Hogs
Price action: December lean hog futures rose 42 1/2 cents to $78.50, near mid-range and for the week down 90 cents.
5-day outlook: The lean hog futures market today saw some short covering after prices hit a nearly four-month low Thursday. However, December lean hogs remain in a price downtrend and the chart-based speculative bears will probably be looking to play the short side next week. Eroding cash hog prices will also favor the hog bears until the cash market turns around. Lean hog futures’ present discounts to the cash index will work to limit selling interest in hog futures in the near term.
The latest CME lean hog index is down another 30 cents to $88.83. Monday’s projected cash index price is down another 89 cents to $87.94. The national direct five-day rolling average cash price today is $83.23—down over $1.00 from last Friday’s quote. The noon report today showed pork cutout value up $4.68 to $99.94, led by across-the-board gains in cuts. Movement at midday was decent at 235.94 loads.
30-day outlook: Thanksgiving is right around the corner. Retailers are likely ramping up their demand for pork and will be doing more ham features as many consumers may choose to forego more expensive beef cuts and buy hams.
90-day outlook: Recent U.S. trade deals, including more this week, have hog producers hopeful for better global demand for U.S. pork in the coming months. China is a major pork importer, and U.S-China relations are presently on the upswing. That’s a positive for the hog and pork futures markets.
What to do: Get current with feed coverage.
Hedgers: You are carrying all production risk in the cash market.

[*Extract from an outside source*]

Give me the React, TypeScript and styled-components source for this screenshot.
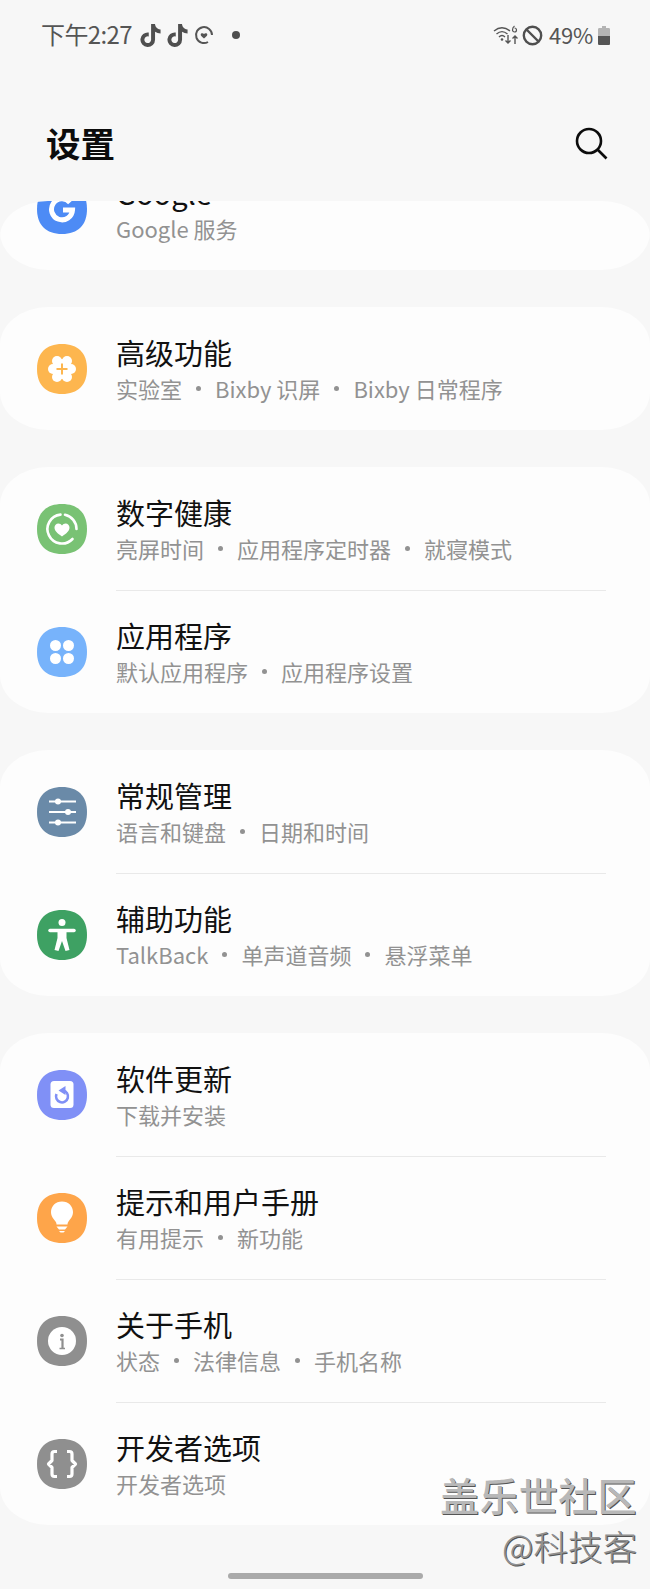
import React from "react";
import styled, { createGlobalStyle } from "styled-components";
import { FaTiktok } from "react-icons/fa6";

const GlobalStyle = createGlobalStyle`
  html, body {
    margin: 0;
    padding: 0;
    background: #f7f7f7;
  }
  * {
    box-sizing: border-box;
  }
`;

const FONT = `"Noto Sans CJK SC", "Noto Sans", sans-serif`;

const Page = styled.div`
  position: relative;
  width: 650px;
  height: 1589px;
  overflow: hidden;
  display: flex;
  flex-direction: column;
  background: #f7f7f7;
  font-family: ${FONT};
`;

const StatusBar = styled.div`
  height: 70px;
  padding: 0 40px 0 41px;
  display: flex;
  align-items: center;
  justify-content: space-between;
  color: #555;
  font-size: 24px;
  font-weight: 400;
`;

const StatusGroup = styled.div`
  display: flex;
  align-items: center;
`;

const Clock = styled.span`
  letter-spacing: -0.6px;
  margin: 0 8px 3px 0;
`;

const TikTok = styled(FaTiktok)`
  width: 21px;
  height: 23px;
  margin-right: 6px;
  color: #4f4f4f;
`;

const Percent = styled.span`
  font-size: 22px;
  margin: 0 5px 3px 6px;
  letter-spacing: -0.2px;
`;

const Header = styled.div`
  height: 131px;
  padding: 17px 41px 0 46px;
  display: flex;
  align-items: center;
  justify-content: space-between;
`;

const Title = styled.h1`
  margin: 0 0 5px;
  font-size: 34.5px;
  font-weight: 700;
  color: #0c0c0c;
`;

const List = styled.div`
  flex: 1;
  min-height: 0;
  overflow: hidden;
  border-radius: 48px 48px 0 0 / 36px 36px 0 0;
  display: flex;
  flex-direction: column;
  gap: 37px;
`;

const Card = styled.section<{ $clipped?: boolean }>`
  flex: none;
  background: #fdfdfd;
  border-radius: 48px / 38px;
  margin-top: ${({ $clipped }) => ($clipped ? "-54px" : "0")};
`;

const Row = styled.div`
  height: 123px;
  padding: 0 44px 0 37px;
  display: flex;
  align-items: center;
  gap: 29px;
`;

const Body = styled.div<{ $divided: boolean }>`
  flex: 1;
  height: 100%;
  padding-top: 23px;
  border-top: ${({ $divided }) => ($divided ? "1.5px solid #e9e9e9" : "1.5px solid transparent")};
`;

const RowTitle = styled.div`
  font-size: 29px;
  line-height: 43px;
  color: #111;
`;

const RowSub = styled.div`
  display: flex;
  align-items: center;
  font-size: 22px;
  line-height: 29px;
  color: #929292;
`;

const Dot = styled.i`
  width: 5px;
  height: 5px;
  margin: 0 14px;
  border-radius: 50%;
  background: #929292;
`;

const Glyph = styled.svg`
  flex: none;
  display: block;
`;

const Watermark = styled.div`
  position: absolute;
  right: 13px;
  bottom: 24px;
  display: flex;
  flex-direction: column;
  align-items: flex-end;
  font-family: ${FONT};
`;

const MarkMain = styled.div`
  font-size: 39px;
  line-height: 48px;
  font-weight: 500;
  letter-spacing: 0.4px;
  color: #b8b8b8;
  text-shadow: 1px 1px 0 #555, -1px 0 0 #fff;
`;

const MarkSub = styled.div`
  margin-top: 7px;
  font-size: 34.5px;
  line-height: 40px;
  font-weight: 300;
  color: #909090;
  text-shadow: 1px 1px 0 #555;
`;

const HomeBar = styled.div`
  position: absolute;
  left: 228px;
  bottom: 10px;
  width: 195px;
  height: 6px;
  border-radius: 3px;
  background: #aaa;
`;

const SQUIRCLE = "M25 0C41 0 50 9 50 25C50 41 41 50 25 50C9 50 0 41 0 25C0 9 9 0 25 0Z";

const Tile = ({ color, children }: { color: string; children: React.ReactNode }) => (
  <Glyph width="50" height="50" viewBox="0 0 50 50">
    <path d={SQUIRCLE} fill={color} />
    {children}
  </Glyph>
);

const icons: Record<string, React.ReactNode> = {
  google: (
    <Tile color="#4d8bf5">
      <path d="M33 18.5A10.500 10.500 0 1 0 35.500 26H26" fill="none" stroke="#fff" strokeWidth="5" />
    </Tile>
  ),
  advanced: (
    <Tile color="#fdb64f">
      <g fill="#fff">
        <circle cx="25" cy="25" r="10" />
        <circle cx="34" cy="25" r="5" />
        <circle cx="16" cy="25" r="5" />
        <circle cx="30" cy="17" r="5" />
        <circle cx="20" cy="17" r="5" />
        <circle cx="30" cy="33" r="5" />
        <circle cx="20" cy="33" r="5" />
      </g>
      <path d="M25 19.500v11M19.500 25h11" stroke="#fdb64f" strokeWidth="2" />
    </Tile>
  ),
  wellbeing: (
    <Tile color="#79c274">
      <g fill="none" stroke="#fff" strokeLinecap="round" strokeWidth="2.600">
        <path d="M39.500 25A14.500 14.500 0 0 0 28 10.800" />
        <path d="M23.500 10.600A14.500 14.500 0 1 0 35.500 35" />
      </g>
      <path
        d="M25 32.500c-4.600-3.200-7.500-5.600-7.500-9 0-2.300 1.700-4 3.900-4 1.500 0 2.800.8 3.600 2.100.8-1.300 2.100-2.100 3.600-2.100 2.200 0 3.900 1.700 3.900 4 0 3.400-2.900 5.800-7.500 9z"
        fill="#fff"
      />
    </Tile>
  ),
  apps: (
    <Tile color="#77b3fb">
      <circle cx="18.500" cy="18.500" r="5.500" fill="#fff" />
      <circle cx="31.500" cy="18.500" r="5.500" fill="#fff" />
      <circle cx="18.500" cy="31.500" r="5.500" fill="#fff" />
      <circle cx="31.500" cy="31.500" r="5.500" fill="#fff" />
    </Tile>
  ),
  general: (
    <Tile color="#6a8aa8">
      <path d="M12 14.500h27M12 25h27M12 35.500h27" stroke="#fff" strokeWidth="1.800" />
      <circle cx="21" cy="14.500" r="3" fill="#fff" />
      <circle cx="31" cy="25" r="3" fill="#fff" />
      <circle cx="21" cy="35.500" r="3" fill="#fff" />
    </Tile>
  ),
  access: (
    <Tile color="#3ea163">
      <circle cx="25" cy="12.500" r="3.500" fill="#fff" />
      <path d="M13 20.500h24" stroke="#fff" strokeWidth="3.500" strokeLinecap="round" />
      <path d="M20.500 20H29.500V28L32.500 40L28.500 41L25 31L21.500 41L17.500 40L20.500 28Z" fill="#fff" />
    </Tile>
  ),
  update: (
    <Tile color="#8090f6">
      <rect x="13.500" y="11" width="23" height="27" rx="3.500" fill="#fff" />
      <path d="M19.500 24A6 6 0 1 0 26 20.500" fill="none" stroke="#8090f6" strokeWidth="2.600" />
      <path d="M21.500 20.500L28.500 16V25Z" fill="#8090f6" />
    </Tile>
  ),
  tips: (
    <Tile color="#fea54a">
      <path
        d="M25 8.500c6.500 0 11 4.800 11 10.500 0 4.500-2.600 7-4.500 9.500-.8 1-1 2-1 3h-11c0-1-.2-2-1-3-1.900-2.500-4.500-5-4.500-9.500 0-5.700 4.500-10.500 11-10.500z"
        fill="#fff"
      />
      <path d="M19.500 33.500h11l-2.500 3h-6zM22 38h6l-1.500 1.500h-3z" fill="#fff" />
    </Tile>
  ),
  about: (
    <Tile color="#8f8f8f">
      <circle cx="25" cy="25" r="14" fill="#fff" />
      <circle cx="25" cy="19.500" r="1.800" fill="#8f8f8f" />
      <path d="M23 23.500h2.500V32" fill="none" stroke="#8f8f8f" strokeWidth="2.200" />
      <path d="M22.500 32.500h5.500" stroke="#8f8f8f" strokeWidth="1.500" />
    </Tile>
  ),
  dev: (
    <Tile color="#8f8f8f">
      <path
        d="M20 12.500h-2.500c-1.800 0-2.500 1-2.500 2.500v6.500l-3.500 3.500 3.500 3.500V35c0 1.500.7 2.500 2.500 2.500H20M30 12.500h2.500c1.800 0 2.500 1 2.500 2.500v6.500l3.500 3.500-3.500 3.500V35c0 1.500-.7 2.500-2.500 2.500H30"
        fill="none"
        stroke="#fff"
        strokeWidth="3.200"
        strokeLinejoin="round"
      />
    </Tile>
  ),
};

type Item = { icon: string; title: string; subs: string[] };

const groups: { clipped?: boolean; items: Item[] }[] = [
  { clipped: true, items: [{ icon: "google", title: "Google", subs: ["Google 服务"] }] },
  { items: [{ icon: "advanced", title: "高级功能", subs: ["实验室", "Bixby 识屏", "Bixby 日常程序"] }] },
  {
    items: [
      { icon: "wellbeing", title: "数字健康", subs: ["亮屏时间", "应用程序定时器", "就寝模式"] },
      { icon: "apps", title: "应用程序", subs: ["默认应用程序", "应用程序设置"] },
    ],
  },
  {
    items: [
      { icon: "general", title: "常规管理", subs: ["语言和键盘", "日期和时间"] },
      { icon: "access", title: "辅助功能", subs: ["TalkBack", "单声道音频", "悬浮菜单"] },
    ],
  },
  {
    items: [
      { icon: "update", title: "软件更新", subs: ["下载并安装"] },
      { icon: "tips", title: "提示和用户手册", subs: ["有用提示", "新功能"] },
      { icon: "about", title: "关于手机", subs: ["状态", "法律信息", "手机名称"] },
      { icon: "dev", title: "开发者选项", subs: ["开发者选项"] },
    ],
  },
];

const HealthStatus = () => (
  <Glyph width="20" height="20" viewBox="0 0 20 20">
    <path d="M18 10a8 8 0 1 0-4 7" fill="none" stroke="#555" strokeWidth="2" />
    <path d="M10 13.500c-2.200-1.600-3.300-2.600-3.300-3.900C6.700 8.200 9 7.800 10 9.100c1-1.300 3.300-.9 3.300.5 0 1.300-1.100 2.300-3.300 3.900z" fill="#555" />
  </Glyph>
);

const NotifyDot = () => (
  <Glyph width="8" height="8" viewBox="0 0 8 8" style={{ marginLeft: 18 }}>
    <circle cx="4" cy="4" r="4" fill="#4f4f4f" />
  </Glyph>
);

const WifiStatus = () => (
  <Glyph width="26" height="20" viewBox="0 0 26 20">
    <g fill="none" stroke="#555" strokeWidth="1.400">
      <path d="M1 6c5-4 11-4 16 0" />
      <path d="M3.500 9c3.500-3 7.500-3 11 0" />
      <path d="M6 12c2-2 4-2 6 0" />
    </g>
    <circle cx="9" cy="14.500" r="1.300" fill="#555" />
    <path d="M15 10v8m-2.500-2.500L15 18l2.500-2.500M22 19v-8m-2.500 2.500L22 11l2.500 2.500" fill="none" stroke="#555" strokeWidth="1.400" />
    <path d="M21.500 1c-1.500 1-2 2.500-2 4a2 2 0 1 0 2-2" fill="none" stroke="#555" strokeWidth="1.200" />
  </Glyph>
);

const BlockStatus = () => (
  <Glyph width="21" height="21" viewBox="0 0 21 21" style={{ marginLeft: 3 }}>
    <circle cx="10.500" cy="10.500" r="8.700" fill="none" stroke="#4f4f4f" strokeWidth="2.400" />
    <path d="M4.500 4.500l12 12" stroke="#4f4f4f" strokeWidth="2.400" />
  </Glyph>
);

const BatteryStatus = () => (
  <Glyph width="12" height="19" viewBox="0 0 12 19">
    <path d="M4 0h4v2h2.500c1 0 1.500.5 1.500 1.500V10H0V3.500C0 2.500.5 2 1.500 2H4z" fill="#b4b4b4" />
    <path d="M0 10h12v7.500c0 1-.5 1.500-1.500 1.500h-9C.5 19 0 18.500 0 17.500z" fill="#555" />
  </Glyph>
);

const SearchIcon = () => (
  <Glyph width="34" height="34" viewBox="0 0 34 34">
    <circle cx="14" cy="14" r="12" fill="none" stroke="#0c0c0c" strokeWidth="2.600" />
    <path d="M22.500 22.500l9 9" stroke="#0c0c0c" strokeWidth="2.600" />
  </Glyph>
);

const App = () => {
  return (
    <Page>
      <GlobalStyle />
      <StatusBar>
        <StatusGroup>
          <Clock>下午2:27</Clock>
          <TikTok />
          <TikTok />
          <HealthStatus />
          <NotifyDot />
        </StatusGroup>
        <StatusGroup>
          <WifiStatus />
          <BlockStatus />
          <Percent>49%</Percent>
          <BatteryStatus />
        </StatusGroup>
      </StatusBar>
      <Header>
        <Title>设置</Title>
        <SearchIcon />
      </Header>
      <List>
        {groups.map((group, g) => (
          <Card key={g} $clipped={group.clipped}>
            {group.items.map((item, i) => (
              <Row key={item.title}>
                {icons[item.icon]}
                <Body $divided={i > 0}>
                  <RowTitle>{item.title}</RowTitle>
                  <RowSub>
                    {item.subs.map((sub, s) => (
                      <React.Fragment key={sub}>
                        {s > 0 && <Dot />}
                        <span>{sub}</span>
                      </React.Fragment>
                    ))}
                  </RowSub>
                </Body>
              </Row>
            ))}
          </Card>
        ))}
      </List>
      <Watermark>
        <MarkMain>盖乐世社区</MarkMain>
        <MarkSub>@科技客</MarkSub>
      </Watermark>
      <HomeBar />
    </Page>
  );
};

export default App;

Feed needs: You should have all your soymeal needs covered through December in the cash market. For corn, you now have all needs through November covered in the cash market.
Cattle
Price action: December live cattle futures rose 15 cents to $219.15, nearer the daily high after hitting a four-month low early on. For the week, December live cattle were down $2.20. January feeder cattle futures closed up $2.10 at $320.55, near the daily high and hit a four-month low early on. For the week, January feeders were up 97 1/2 cents.
5-day outlook: The cattle futures markets today saw recoveries from their four-month lows set in early trading, to post high-range daily closes. This suggests the bears are now exhausted and may have played out their technical selling pressure. However, more price gains will be needed next week to better suggest near-term market bottoms are finally in place.
Active cash cattle trading this week sees USDA reporting at midday steers fetched an average price of $225.35 and heifers $225.29. That compares to last week’s average cash cattle trade at $228.70. The noon report today showed boxed beef cutout values down, with Choice-grade down $2.89 to $370.68, while Select-grade was down 50 cents to $354.53. Movement at midday was good at 99 loads. The Choice-Select spread is presently $16.15.
30-day outlook: There are lingering bearish elements in the marketplace at present, which may continue to squelch the cattle market bulls in the coming weeks. On Thursday the White House said the U.S. and Argentina have improved their bilateral trading terms for beef. This comes as the Trump administration is grappling with consumer notions that are now apparently more focused on “affordability” of U.S. products. Also, late this week the marketplace has changed its tone on a Fed rate cut next month. Following some hawkish comments from Fed officials late this week, the marketplace now sees a U.S. rate cut by the FOMC on Dec. 10 as no better than 50-50.
90-day outlook: Cattle producers and traders need to keep in mind that U.S. consumer demand for beef at the meat counter remains solid, which should keep a floor under cash cattle prices, support wholesale boxed beef values and ultimately packer margins. Consumer confidence will be an important element for cattle markets in the coming months. Good consumer confidence in recent months has meant better demand for beef. The upcoming onslaught of U.S. economic data releases, as the U.S. government has reopened, will help guide consumers on their budget plans in the coming months, and influence their confidence.
What to do: Cover your corn-for-feed needs in the cash market through November.
Hedgers: Carry all production risk in the cash market for now.
Feed needs: For soymeal, you have full coverage in cash through December. For corn, you have all needs through November covered in the cash market. Be prepared to make additional purchases if value prices continue.